## What to produce
Quote the lines exactly, starting with the line that contains "Rebuild this table" and ending with the line that contains "const COLS = [70, 65, 76, 138, 150, 115, 116, 80];", and leave out all other lines.

### The data

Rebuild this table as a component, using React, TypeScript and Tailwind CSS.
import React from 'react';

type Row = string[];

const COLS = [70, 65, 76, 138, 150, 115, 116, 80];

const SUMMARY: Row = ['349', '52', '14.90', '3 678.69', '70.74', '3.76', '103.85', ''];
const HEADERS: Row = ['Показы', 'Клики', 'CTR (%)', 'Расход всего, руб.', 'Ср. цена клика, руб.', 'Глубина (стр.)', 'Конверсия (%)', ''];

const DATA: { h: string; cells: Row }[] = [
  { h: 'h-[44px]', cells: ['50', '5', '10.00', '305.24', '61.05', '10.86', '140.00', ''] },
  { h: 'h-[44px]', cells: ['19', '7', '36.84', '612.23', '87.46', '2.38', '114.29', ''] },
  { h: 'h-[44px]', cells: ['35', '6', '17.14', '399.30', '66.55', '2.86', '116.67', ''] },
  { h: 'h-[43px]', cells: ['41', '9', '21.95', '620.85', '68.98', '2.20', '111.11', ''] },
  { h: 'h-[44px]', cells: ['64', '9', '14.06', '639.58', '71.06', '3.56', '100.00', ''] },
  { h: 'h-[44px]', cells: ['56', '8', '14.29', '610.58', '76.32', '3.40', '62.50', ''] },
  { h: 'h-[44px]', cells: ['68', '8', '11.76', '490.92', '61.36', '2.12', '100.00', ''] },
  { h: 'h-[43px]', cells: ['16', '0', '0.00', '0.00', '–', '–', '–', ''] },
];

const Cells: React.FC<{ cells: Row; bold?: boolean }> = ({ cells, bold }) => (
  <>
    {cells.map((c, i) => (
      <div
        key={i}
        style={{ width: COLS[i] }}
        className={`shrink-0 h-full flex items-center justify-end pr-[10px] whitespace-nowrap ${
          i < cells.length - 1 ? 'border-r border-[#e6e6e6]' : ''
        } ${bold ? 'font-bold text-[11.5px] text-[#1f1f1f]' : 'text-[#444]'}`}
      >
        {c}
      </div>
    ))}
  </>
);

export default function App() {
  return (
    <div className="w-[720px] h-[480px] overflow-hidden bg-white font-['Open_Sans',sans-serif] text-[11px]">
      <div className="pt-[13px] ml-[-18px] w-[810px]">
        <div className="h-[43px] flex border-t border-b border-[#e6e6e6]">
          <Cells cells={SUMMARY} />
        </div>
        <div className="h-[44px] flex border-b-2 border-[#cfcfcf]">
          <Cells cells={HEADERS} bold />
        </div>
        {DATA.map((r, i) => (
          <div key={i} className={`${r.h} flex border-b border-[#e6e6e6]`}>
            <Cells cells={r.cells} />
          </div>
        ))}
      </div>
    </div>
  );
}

######
### The data

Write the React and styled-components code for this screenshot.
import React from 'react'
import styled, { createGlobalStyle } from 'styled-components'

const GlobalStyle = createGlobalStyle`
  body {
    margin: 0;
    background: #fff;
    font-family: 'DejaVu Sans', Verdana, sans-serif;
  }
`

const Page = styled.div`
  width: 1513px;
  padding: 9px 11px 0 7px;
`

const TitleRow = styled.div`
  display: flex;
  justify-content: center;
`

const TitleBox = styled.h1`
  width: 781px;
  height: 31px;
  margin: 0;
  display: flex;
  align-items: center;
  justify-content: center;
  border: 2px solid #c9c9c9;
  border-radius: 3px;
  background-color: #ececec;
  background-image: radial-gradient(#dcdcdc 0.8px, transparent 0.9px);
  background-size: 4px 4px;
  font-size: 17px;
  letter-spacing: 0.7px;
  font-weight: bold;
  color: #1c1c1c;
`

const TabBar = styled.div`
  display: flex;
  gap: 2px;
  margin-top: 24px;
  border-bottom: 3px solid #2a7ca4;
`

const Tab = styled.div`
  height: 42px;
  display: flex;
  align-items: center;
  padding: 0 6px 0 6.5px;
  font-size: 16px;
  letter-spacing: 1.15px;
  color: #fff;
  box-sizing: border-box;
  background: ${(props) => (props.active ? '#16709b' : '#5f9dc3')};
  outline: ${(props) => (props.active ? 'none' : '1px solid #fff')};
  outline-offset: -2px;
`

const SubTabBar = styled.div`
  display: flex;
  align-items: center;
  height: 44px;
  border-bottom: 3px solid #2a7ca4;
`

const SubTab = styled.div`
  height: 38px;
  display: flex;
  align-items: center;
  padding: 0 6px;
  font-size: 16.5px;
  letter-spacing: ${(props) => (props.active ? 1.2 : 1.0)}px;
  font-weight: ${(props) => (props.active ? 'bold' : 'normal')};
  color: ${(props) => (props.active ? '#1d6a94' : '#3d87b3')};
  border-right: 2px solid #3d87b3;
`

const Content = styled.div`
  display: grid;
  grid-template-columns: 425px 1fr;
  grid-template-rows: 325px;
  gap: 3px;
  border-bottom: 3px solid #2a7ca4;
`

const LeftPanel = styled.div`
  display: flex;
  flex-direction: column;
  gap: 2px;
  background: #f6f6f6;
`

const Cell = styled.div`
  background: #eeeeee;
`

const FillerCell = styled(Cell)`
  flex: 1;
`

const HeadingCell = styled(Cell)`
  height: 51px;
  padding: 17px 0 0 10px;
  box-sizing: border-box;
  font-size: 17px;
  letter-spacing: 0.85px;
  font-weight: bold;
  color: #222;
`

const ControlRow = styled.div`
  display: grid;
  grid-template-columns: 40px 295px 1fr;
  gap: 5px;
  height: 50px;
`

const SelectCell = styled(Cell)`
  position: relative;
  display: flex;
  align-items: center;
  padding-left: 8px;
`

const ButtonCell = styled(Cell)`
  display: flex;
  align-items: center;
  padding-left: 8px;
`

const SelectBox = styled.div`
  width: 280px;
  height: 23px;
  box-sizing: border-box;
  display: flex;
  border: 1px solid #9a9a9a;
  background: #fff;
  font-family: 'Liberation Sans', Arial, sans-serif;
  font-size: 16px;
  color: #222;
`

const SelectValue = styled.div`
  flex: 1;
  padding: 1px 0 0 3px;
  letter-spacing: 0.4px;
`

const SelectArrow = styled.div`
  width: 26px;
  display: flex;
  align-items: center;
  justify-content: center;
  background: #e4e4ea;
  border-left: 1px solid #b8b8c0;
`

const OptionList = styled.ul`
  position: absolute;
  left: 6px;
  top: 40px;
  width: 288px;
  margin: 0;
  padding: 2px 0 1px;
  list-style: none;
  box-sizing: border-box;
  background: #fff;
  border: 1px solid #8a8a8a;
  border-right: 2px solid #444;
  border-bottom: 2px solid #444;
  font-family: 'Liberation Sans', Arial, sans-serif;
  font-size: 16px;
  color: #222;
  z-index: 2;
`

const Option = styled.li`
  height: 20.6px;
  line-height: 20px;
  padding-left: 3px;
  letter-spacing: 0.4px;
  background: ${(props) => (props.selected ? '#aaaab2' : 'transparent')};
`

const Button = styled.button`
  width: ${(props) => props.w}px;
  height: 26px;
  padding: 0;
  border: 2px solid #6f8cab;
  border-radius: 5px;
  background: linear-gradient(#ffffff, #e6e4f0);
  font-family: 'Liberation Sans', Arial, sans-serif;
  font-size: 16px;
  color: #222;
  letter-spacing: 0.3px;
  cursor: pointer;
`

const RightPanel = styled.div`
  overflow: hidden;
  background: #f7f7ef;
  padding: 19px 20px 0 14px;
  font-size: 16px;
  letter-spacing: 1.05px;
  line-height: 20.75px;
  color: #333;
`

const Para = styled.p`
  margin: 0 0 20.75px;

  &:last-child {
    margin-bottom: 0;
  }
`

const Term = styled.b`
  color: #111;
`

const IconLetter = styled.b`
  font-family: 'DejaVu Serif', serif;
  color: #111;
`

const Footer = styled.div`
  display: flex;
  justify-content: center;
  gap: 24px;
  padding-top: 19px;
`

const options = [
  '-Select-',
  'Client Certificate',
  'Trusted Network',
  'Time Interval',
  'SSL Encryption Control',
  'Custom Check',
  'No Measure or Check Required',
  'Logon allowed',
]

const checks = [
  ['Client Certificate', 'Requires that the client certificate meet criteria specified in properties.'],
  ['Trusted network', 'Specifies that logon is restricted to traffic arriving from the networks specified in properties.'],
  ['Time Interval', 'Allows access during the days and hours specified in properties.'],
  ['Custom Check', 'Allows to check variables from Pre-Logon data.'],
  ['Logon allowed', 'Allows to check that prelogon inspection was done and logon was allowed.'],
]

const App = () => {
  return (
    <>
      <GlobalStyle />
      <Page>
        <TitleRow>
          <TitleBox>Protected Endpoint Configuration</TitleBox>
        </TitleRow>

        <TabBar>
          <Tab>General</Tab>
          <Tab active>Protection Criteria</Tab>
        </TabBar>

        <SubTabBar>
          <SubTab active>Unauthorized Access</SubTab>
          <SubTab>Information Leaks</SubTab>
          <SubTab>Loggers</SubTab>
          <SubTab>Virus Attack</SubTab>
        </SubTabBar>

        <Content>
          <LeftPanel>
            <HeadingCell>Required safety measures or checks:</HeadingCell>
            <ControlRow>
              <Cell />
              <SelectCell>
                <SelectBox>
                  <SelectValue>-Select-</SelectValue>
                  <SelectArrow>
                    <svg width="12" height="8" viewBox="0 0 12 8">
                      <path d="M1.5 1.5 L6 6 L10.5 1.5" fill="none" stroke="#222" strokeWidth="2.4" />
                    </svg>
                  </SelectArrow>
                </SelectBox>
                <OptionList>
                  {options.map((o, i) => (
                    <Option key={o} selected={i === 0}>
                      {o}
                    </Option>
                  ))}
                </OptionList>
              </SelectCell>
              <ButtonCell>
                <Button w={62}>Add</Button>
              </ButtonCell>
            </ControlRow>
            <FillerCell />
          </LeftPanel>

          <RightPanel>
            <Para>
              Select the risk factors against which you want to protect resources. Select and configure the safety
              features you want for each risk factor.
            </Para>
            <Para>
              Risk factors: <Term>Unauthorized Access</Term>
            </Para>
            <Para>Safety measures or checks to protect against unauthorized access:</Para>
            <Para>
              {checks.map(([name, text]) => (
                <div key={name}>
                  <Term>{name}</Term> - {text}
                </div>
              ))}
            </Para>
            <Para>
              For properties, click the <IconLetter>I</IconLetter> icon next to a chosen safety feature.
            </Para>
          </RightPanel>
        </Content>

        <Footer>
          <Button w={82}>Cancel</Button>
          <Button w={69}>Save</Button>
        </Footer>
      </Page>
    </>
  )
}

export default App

######
### The data

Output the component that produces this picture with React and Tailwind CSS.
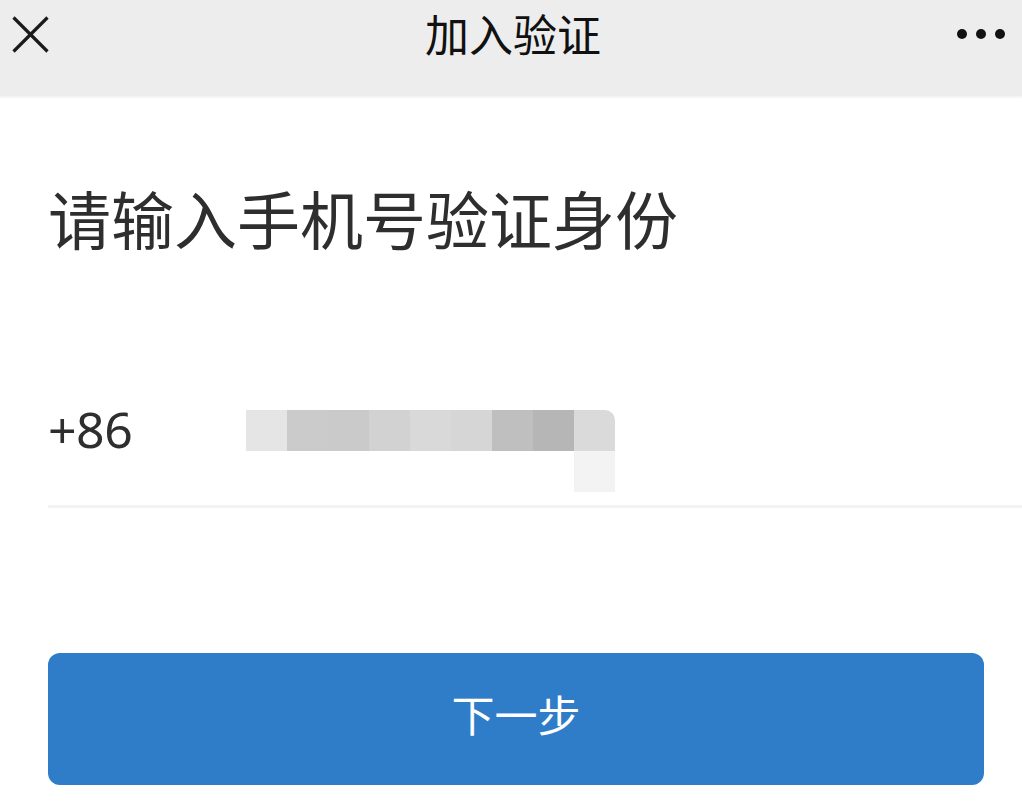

######

## Written reply
Rebuild this table as a component, using React, TypeScript and Tailwind CSS.
import React from 'react';

type Row = string[];

const COLS = [70, 65, 76, 138, 150, 115, 116, 80];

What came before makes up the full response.